/---
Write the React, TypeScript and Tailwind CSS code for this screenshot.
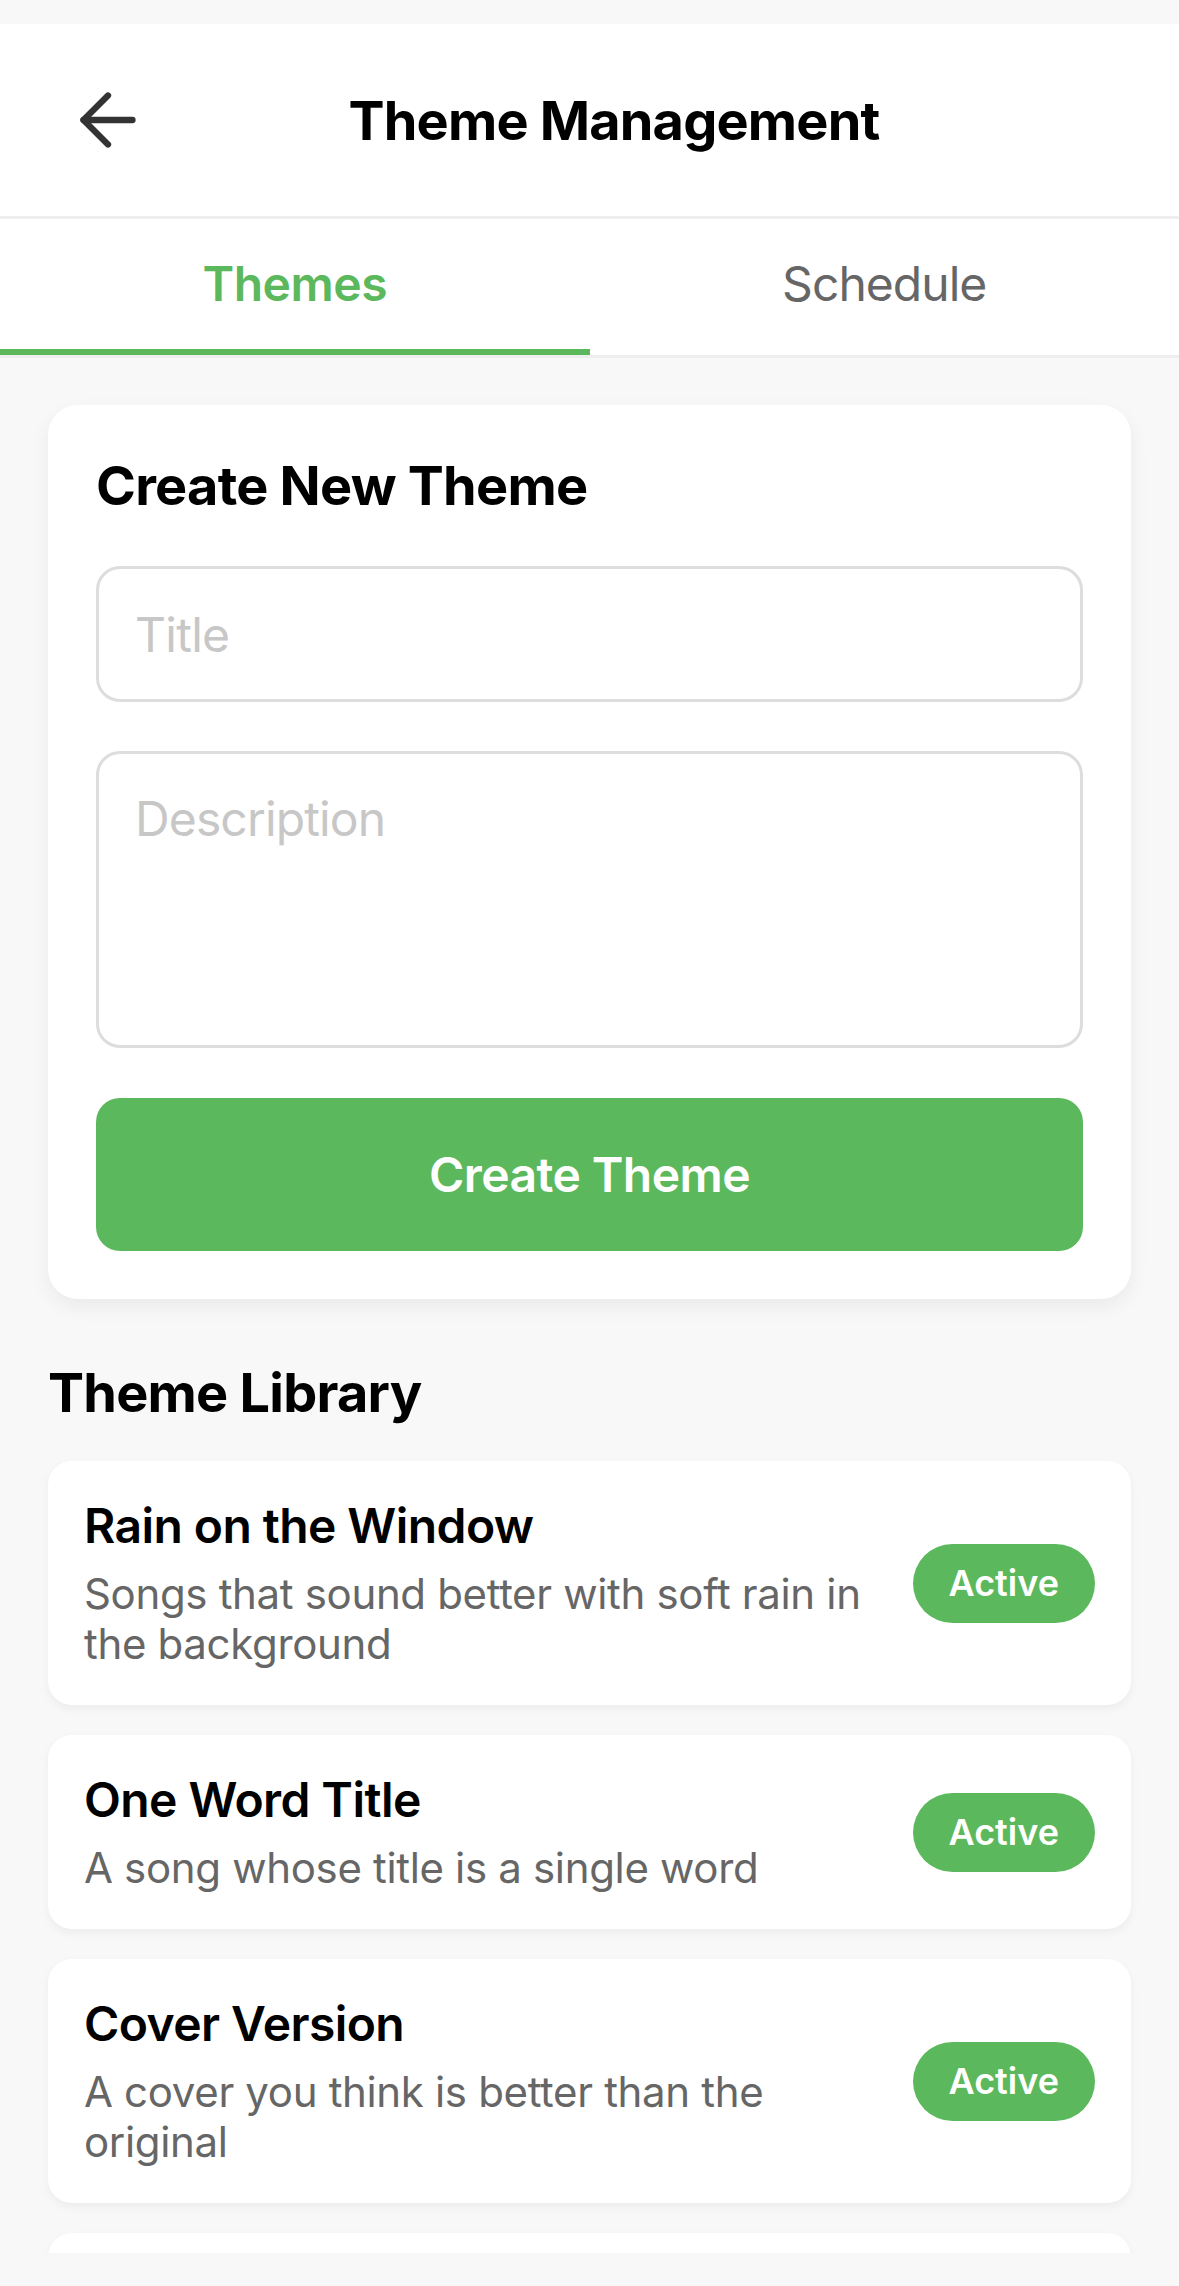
import { ArrowLeft } from "lucide-react";

const themes = [
  { title: "Rain on the Window", description: "Songs that sound better with soft rain in the background" },
  { title: "One Word Title", description: "A song whose title is a single word" },
  { title: "Cover Version", description: "A cover you think is better than the original" },
  { title: "Late Night Drive", description: "Songs for an empty road after midnight" },
];

const ThemeCard = ({ title, description }: { title: string; description: string }) => {
  return (
    <div className="bg-white rounded-[24px] p-[36px] flex items-center shadow-[0_4px_10px_rgba(0,0,0,0.05)]">
      <div className="flex-1 min-w-0 pr-[36px]">
        <h3 className="text-[48px] leading-[58px] font-semibold tracking-[-0.012em] text-black">{title}</h3>
        <p className="mt-[14px] text-[42px] leading-[50px] tracking-[-0.008em] text-[#666666]">{description}</p>
      </div>
      <span className="shrink-0 bg-[#5cb85c] rounded-full px-[36px] py-[18px] text-[36px] leading-[43px] font-semibold text-white">
        Active
      </span>
    </div>
  );
};

export default function App() {
  return (
    <div className="h-[2286px] w-full bg-[#f8f8f8] font-['Inter',sans-serif] flex flex-col overflow-hidden">
      <div className="h-[24px] shrink-0" />
      <header className="h-[195px] shrink-0 bg-white border-b-[3px] border-[#eeeeee] flex items-center pl-[66px]">
        <button className="flex items-center">
          <ArrowLeft size={84} strokeWidth={1.8} color="#333333" />
        </button>
        <h1 className="flex-1 text-center pr-[101px] text-[54px] leading-[65px] font-bold tracking-[-0.015em] text-black">
          Theme Management
        </h1>
      </header>
      <nav className="h-[139px] shrink-0 bg-white border-b-[3px] border-[#eeeeee] flex">
        <button className="flex-1 flex items-center justify-center border-b-[6px] border-[#5cb85c] text-[48px] font-semibold tracking-[-0.01em] text-[#5cb85c]">
          Themes
        </button>
        <button className="flex-1 flex items-center justify-center border-b-[6px] border-transparent text-[48px] tracking-[-0.02em] text-[#666666]">
          Schedule
        </button>
      </nav>
      <main className="flex-1 min-h-0 overflow-hidden px-[48px] pt-[47px]">
        <section className="bg-white rounded-[30px] p-[48px] shadow-[0_8px_20px_rgba(0,0,0,0.06)]">
          <h2 className="text-[54px] leading-[65px] font-bold tracking-[-0.014em] text-black mb-[48px]">Create New Theme</h2>
          <input
            placeholder="Title"
            className="block w-full h-[136px] border-[3px] border-[#dddddd] rounded-[24px] px-[36px] text-[48px] tracking-[-0.015em] outline-none placeholder:text-[#c7c7c7]"
          />
          <textarea
            placeholder="Description"
            className="block w-full mt-[49px] h-[297px] border-[3px] border-[#dddddd] rounded-[24px] px-[36px] pt-[36px] text-[48px] leading-[58px] tracking-[-0.018em] outline-none resize-none placeholder:text-[#c7c7c7]"
          />
          <button className="mt-[50px] w-full h-[153px] bg-[#5cb85c] rounded-[24px] text-white text-[48px] font-semibold tracking-[-0.012em]">
            Create Theme
          </button>
        </section>
        <h2 className="mt-[61px] text-[54px] leading-[65px] font-bold tracking-[-0.014em] text-black">Theme Library</h2>
        <div className="mt-[36px] flex flex-col gap-[30px]">
          {themes.map((t) => (
            <ThemeCard key={t.title} title={t.title} description={t.description} />
          ))}
        </div>
      </main>
      <div className="h-[33px] shrink-0" />
    </div>
  );
}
\---
▸ **STATED PROBLEM**: Copy out all of the data word for word. Do not carry over any picture.

▸ **RIGHT ANSWER**:
Write the React, TypeScript and Tailwind CSS code for this screenshot.
import { ArrowLeft } from "lucide-react";

const themes = [
  { title: "Rain on the Window", description: "Songs that sound better with soft rain in the background" },
  { title: "One Word Title", description: "A song whose title is a single word" },
  { title: "Cover Version", description: "A cover you think is better than the original" },
  { title: "Late Night Drive", description: "Songs for an empty road after midnight" },
];

const ThemeCard = ({ title, description }: { title: string; description: string }) => {
  return (
    <div className="bg-white rounded-[24px] p-[36px] flex items-center shadow-[0_4px_10px_rgba(0,0,0,0.05)]">
      <div className="flex-1 min-w-0 pr-[36px]">
        <h3 className="text-[48px] leading-[58px] font-semibold tracking-[-0.012em] text-black">{title}</h3>
        <p className="mt-[14px] text-[42px] leading-[50px] tracking-[-0.008em] text-[#666666]">{description}</p>
      </div>
      <span className="shrink-0 bg-[#5cb85c] rounded-full px-[36px] py-[18px] text-[36px] leading-[43px] font-semibold text-white">
        Active
      </span>
    </div>
  );
};

export default function App() {
  return (
    <div className="h-[2286px] w-full bg-[#f8f8f8] font-['Inter',sans-serif] flex flex-col overflow-hidden">
      <div className="h-[24px] shrink-0" />
      <header className="h-[195px] shrink-0 bg-white border-b-[3px] border-[#eeeeee] flex items-center pl-[66px]">
        <button className="flex items-center">
          <ArrowLeft size={84} strokeWidth={1.8} color="#333333" />
        </button>
        <h1 className="flex-1 text-center pr-[101px] text-[54px] leading-[65px] font-bold tracking-[-0.015em] text-black">
          Theme Management
        </h1>
      </header>
      <nav className="h-[139px] shrink-0 bg-white border-b-[3px] border-[#eeeeee] flex">
        <button className="flex-1 flex items-center justify-center border-b-[6px] border-[#5cb85c] text-[48px] font-semibold tracking-[-0.01em] text-[#5cb85c]">
          Themes
        </button>
        <button className="flex-1 flex items-center justify-center border-b-[6px] border-transparent text-[48px] tracking-[-0.02em] text-[#666666]">
          Schedule
        </button>
      </nav>
      <main className="flex-1 min-h-0 overflow-hidden px-[48px] pt-[47px]">
        <section className="bg-white rounded-[30px] p-[48px] shadow-[0_8px_20px_rgba(0,0,0,0.06)]">
          <h2 className="text-[54px] leading-[65px] font-bold tracking-[-0.014em] text-black mb-[48px]">Create New Theme</h2>
          <input
            placeholder="Title"
            className="block w-full h-[136px] border-[3px] border-[#dddddd] rounded-[24px] px-[36px] text-[48px] tracking-[-0.015em] outline-none placeholder:text-[#c7c7c7]"
          />
          <textarea
            placeholder="Description"
            className="block w-full mt-[49px] h-[297px] border-[3px] border-[#dddddd] rounded-[24px] px-[36px] pt-[36px] text-[48px] leading-[58px] tracking-[-0.018em] outline-none resize-none placeholder:text-[#c7c7c7]"
          />
          <button className="mt-[50px] w-full h-[153px] bg-[#5cb85c] rounded-[24px] text-white text-[48px] font-semibold tracking-[-0.012em]">
            Create Theme
          </button>
        </section>
        <h2 className="mt-[61px] text-[54px] leading-[65px] font-bold tracking-[-0.014em] text-black">Theme Library</h2>
        <div className="mt-[36px] flex flex-col gap-[30px]">
          {themes.map((t) => (
            <ThemeCard key={t.title} title={t.title} description={t.description} />
          ))}
        </div>
      </main>
      <div className="h-[33px] shrink-0" />
    </div>
  );
}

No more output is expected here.